As Arthur Wellesley, 1st Duke of Wellington, is reputed to have said:
I don’t know what effect these men will have on the enemy, but by God, they terrify me.
The news from once-great Britain is indeed terrifying, as can be seen from a glance at some of the headlines in recent editions of The Telegraph.
Pubs and restaurants face ‘terrifying’ price rises.
‘Hire people that terrify you’: The secrets of the UK’s most successful female business leaders.
The terrifying truth is that millions do not want lockdown ever to end.
The Government’s campaign to terrify people into compliance with Covid rules was shameless and cruel
It is a sad reflection on Britain when a leading newspaper can find no better word to describe something as trivial as an increase in the price of a pint of beer. Perhaps this terrifying increase will be a good thing. The English are among the world’s top beer drinkers, each drinking some 527 pints of beer a year. Anything that persuades them to drink less is to be welcomed.

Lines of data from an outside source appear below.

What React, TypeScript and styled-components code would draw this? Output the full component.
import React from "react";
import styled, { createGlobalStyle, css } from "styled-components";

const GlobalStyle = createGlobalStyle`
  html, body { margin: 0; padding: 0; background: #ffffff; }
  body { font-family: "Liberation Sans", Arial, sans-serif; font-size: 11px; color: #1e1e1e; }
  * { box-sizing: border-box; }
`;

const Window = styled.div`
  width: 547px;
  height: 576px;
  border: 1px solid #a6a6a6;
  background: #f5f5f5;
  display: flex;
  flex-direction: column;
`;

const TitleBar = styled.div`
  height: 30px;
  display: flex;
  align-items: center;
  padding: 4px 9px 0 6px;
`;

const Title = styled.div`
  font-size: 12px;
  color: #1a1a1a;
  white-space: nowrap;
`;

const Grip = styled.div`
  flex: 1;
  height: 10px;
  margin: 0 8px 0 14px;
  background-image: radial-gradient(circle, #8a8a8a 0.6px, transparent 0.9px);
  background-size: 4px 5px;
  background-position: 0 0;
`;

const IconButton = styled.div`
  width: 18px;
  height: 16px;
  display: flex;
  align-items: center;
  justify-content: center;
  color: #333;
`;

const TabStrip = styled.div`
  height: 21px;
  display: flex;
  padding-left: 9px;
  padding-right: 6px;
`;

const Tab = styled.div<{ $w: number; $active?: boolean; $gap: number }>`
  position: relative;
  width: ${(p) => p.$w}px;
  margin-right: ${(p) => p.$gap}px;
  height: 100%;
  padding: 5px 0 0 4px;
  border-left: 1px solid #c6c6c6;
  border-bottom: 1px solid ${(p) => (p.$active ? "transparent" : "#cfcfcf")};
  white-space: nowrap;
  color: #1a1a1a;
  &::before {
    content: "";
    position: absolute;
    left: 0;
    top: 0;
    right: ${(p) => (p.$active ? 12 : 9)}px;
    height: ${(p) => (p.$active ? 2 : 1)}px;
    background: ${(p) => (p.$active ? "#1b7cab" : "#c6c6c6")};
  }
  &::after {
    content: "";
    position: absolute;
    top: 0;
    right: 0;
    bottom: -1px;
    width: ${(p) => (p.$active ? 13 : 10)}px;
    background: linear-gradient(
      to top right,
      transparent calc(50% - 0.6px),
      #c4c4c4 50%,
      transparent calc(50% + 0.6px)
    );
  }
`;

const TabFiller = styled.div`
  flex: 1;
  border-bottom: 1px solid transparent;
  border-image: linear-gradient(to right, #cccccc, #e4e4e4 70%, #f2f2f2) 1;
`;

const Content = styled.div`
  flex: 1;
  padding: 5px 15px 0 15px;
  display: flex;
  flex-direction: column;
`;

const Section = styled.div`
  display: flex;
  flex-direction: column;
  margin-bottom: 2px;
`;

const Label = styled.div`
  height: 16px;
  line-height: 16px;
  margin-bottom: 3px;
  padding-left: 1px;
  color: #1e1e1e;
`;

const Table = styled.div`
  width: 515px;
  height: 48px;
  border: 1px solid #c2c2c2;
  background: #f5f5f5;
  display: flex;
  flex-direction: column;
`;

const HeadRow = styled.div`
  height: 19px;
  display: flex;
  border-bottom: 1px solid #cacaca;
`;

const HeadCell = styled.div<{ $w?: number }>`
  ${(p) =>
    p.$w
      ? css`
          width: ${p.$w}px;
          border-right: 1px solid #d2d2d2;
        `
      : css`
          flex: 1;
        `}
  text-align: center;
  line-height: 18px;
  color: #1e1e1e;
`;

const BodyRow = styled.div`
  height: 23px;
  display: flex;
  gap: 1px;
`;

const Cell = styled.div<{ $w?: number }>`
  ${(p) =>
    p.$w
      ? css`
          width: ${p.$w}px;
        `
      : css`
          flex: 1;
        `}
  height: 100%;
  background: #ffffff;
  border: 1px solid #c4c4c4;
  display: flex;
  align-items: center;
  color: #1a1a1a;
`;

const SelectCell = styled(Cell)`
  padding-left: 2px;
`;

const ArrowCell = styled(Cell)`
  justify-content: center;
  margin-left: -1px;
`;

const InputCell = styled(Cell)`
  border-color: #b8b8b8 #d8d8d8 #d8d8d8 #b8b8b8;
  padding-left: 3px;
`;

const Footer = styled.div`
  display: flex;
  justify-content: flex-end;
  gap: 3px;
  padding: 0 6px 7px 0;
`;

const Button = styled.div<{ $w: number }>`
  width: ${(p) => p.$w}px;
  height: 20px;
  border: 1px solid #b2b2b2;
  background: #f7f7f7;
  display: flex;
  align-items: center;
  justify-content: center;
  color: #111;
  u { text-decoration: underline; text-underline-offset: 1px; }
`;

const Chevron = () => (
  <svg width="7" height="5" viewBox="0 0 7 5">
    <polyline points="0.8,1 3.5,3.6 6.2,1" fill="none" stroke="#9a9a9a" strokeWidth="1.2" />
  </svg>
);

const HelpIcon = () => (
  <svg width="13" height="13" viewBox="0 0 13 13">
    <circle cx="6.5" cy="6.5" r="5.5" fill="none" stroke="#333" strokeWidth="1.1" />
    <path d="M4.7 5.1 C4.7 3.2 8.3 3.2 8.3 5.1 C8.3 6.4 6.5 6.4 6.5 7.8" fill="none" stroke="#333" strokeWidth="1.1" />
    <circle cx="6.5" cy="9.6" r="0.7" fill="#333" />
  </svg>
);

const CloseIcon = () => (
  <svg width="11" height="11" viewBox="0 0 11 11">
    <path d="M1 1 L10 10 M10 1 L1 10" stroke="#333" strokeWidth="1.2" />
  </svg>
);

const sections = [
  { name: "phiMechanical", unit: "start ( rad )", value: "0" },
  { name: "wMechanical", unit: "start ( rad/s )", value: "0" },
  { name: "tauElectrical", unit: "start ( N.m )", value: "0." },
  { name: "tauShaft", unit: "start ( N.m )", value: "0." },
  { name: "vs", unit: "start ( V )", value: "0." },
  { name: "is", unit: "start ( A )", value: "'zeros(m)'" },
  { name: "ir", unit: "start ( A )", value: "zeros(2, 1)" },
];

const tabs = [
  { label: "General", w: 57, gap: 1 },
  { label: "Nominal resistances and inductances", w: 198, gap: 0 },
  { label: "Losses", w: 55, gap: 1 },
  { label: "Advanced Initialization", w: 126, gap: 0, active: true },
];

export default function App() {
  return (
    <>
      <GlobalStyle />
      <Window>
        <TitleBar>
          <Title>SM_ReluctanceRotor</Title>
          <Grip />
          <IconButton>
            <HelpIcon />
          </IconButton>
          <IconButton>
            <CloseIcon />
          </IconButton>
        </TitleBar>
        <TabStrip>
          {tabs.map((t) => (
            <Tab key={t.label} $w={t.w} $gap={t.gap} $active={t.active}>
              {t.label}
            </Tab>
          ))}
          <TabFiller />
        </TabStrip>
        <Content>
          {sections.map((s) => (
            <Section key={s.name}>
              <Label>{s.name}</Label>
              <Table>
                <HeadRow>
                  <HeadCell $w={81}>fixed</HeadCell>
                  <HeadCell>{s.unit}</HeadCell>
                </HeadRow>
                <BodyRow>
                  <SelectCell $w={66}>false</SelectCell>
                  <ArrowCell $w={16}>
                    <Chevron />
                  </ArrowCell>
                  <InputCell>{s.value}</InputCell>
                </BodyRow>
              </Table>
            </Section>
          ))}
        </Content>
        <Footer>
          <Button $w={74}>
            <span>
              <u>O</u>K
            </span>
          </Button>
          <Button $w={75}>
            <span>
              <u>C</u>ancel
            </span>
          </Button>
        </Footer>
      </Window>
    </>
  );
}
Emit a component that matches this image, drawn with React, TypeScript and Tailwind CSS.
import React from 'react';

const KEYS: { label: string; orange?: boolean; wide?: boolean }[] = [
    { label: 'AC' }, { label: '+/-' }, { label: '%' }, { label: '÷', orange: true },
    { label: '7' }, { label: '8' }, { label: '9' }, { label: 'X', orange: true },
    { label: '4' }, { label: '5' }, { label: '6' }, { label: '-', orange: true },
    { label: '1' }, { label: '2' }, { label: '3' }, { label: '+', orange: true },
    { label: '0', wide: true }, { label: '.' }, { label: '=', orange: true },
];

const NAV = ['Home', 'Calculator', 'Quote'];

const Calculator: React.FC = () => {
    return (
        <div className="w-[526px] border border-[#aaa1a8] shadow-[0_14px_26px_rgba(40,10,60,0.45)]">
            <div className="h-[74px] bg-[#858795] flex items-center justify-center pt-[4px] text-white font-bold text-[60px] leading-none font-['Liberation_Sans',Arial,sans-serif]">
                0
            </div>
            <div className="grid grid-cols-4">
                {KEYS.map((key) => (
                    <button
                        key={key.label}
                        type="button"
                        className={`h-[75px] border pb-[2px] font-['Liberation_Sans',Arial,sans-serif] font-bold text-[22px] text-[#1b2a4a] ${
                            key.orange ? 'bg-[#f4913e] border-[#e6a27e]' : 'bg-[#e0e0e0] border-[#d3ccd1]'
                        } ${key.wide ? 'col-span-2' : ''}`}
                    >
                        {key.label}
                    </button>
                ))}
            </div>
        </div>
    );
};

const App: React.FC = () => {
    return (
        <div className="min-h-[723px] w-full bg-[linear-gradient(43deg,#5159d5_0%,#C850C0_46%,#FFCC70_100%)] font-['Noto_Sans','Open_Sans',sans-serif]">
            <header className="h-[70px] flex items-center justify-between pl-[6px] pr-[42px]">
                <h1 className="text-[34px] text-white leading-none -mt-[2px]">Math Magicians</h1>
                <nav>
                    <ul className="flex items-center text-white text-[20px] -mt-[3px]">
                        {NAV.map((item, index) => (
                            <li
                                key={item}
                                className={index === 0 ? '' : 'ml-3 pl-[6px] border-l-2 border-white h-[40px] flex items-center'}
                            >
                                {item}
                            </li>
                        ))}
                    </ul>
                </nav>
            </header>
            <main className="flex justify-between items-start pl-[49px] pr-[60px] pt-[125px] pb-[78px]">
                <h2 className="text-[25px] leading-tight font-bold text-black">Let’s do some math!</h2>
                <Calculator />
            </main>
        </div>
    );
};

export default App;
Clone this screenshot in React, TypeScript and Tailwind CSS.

But the British pubs have terrifying power. Much thought has been given to getting people to drink more and more. Over the years they have replaced low tables and seats with higher and smaller tables – people drink more standing than sitting, and smaller tables force customers to hold onto their drinks, and drink faster. Making the pub as noisy as possible encourages people to drink rather than talk to each other.
The concept of terror should be used to drive home a message about more serious matters than the price of beer.
We in Israel have much experience with terror – real terror. Since September 2000, some 1,375 people have been killed by Palestinian terrorists. This is real terror. Getting on a bus and hoping that there is no bomb hidden with the luggage – this is real terror. Waiting for your children to come home from a night out – this is real terror.
Rabbi Yakov Horowitz, an anti-abuse activist from Monsey, New York, issued a public warning about a convicted pedophile who has immigrated to Israel. He warned Israelis to treat him like a “terrorist with a machete.”
He certainly wouldn’t confuse terrorism with the price of beer.
Yes, The Telegraph should take more care with its choice of words.